Die Antragstellerin beantragt, die Beschwerde zurückzuweisen. Sie hält das Tatsachenvorbringen der Antragsgegnerin für unerheblich. Es treffe aber auch in der Sache nicht zu. Weder habe der Umschlag zum zugestellten Mahnbescheid Rechtsanwältin M als Absenderin erkennen lassen noch sei dieser das Schreiben vom 5.12.2007 jemals zugegangen.

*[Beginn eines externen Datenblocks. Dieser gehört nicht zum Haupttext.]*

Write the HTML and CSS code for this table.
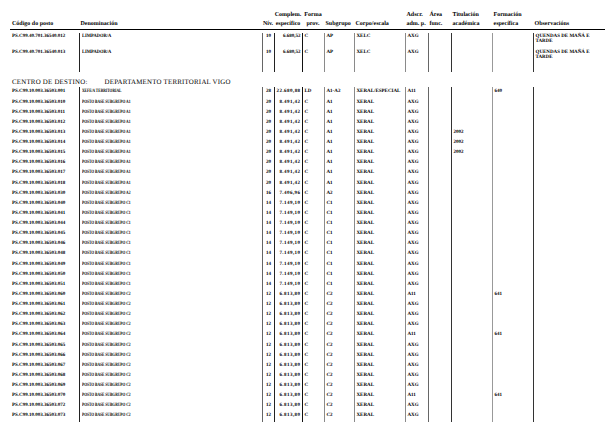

II. Die nach §§ 11 ff. AVAG zulässige, insbesondere rechtzeitig binnen Monatsfrist eingelegte Beschwerde hat keinen Erfolg. Das AVAG findet nach seinem § 1 Abs. 1 Nr. 2a Anwendung, weil sich die Vollstreckbarerklärung des italienischen Mahnbescheids nach der Verordnung (EG) Nr. 44/2001 des Rates vom 22.12.2000 über die gerichtliche Zuständigkeit und die Anerkennung und Vollstreckung von Entscheidungen in Zivil- und Handelssachen (EuGVO) richtet.

1. Über das Rechtsmittel hat der Senat in voller Besetzung zu entscheiden, weil der Vorsitzende der Zivilkammer, dem § 3 Abs. 3 AVAG die Entscheidung über den Antrag auf Erteilung der Vollstreckungsklausel zuweist, nicht als Einzelrichter i.S.v. § 568 Abs. 1 S. 1 ZPO anzusehen ist (grundlegend OLG Stuttgart OLGReport Stuttgart 2003, 102 und seither ständige Praxis aller OLG).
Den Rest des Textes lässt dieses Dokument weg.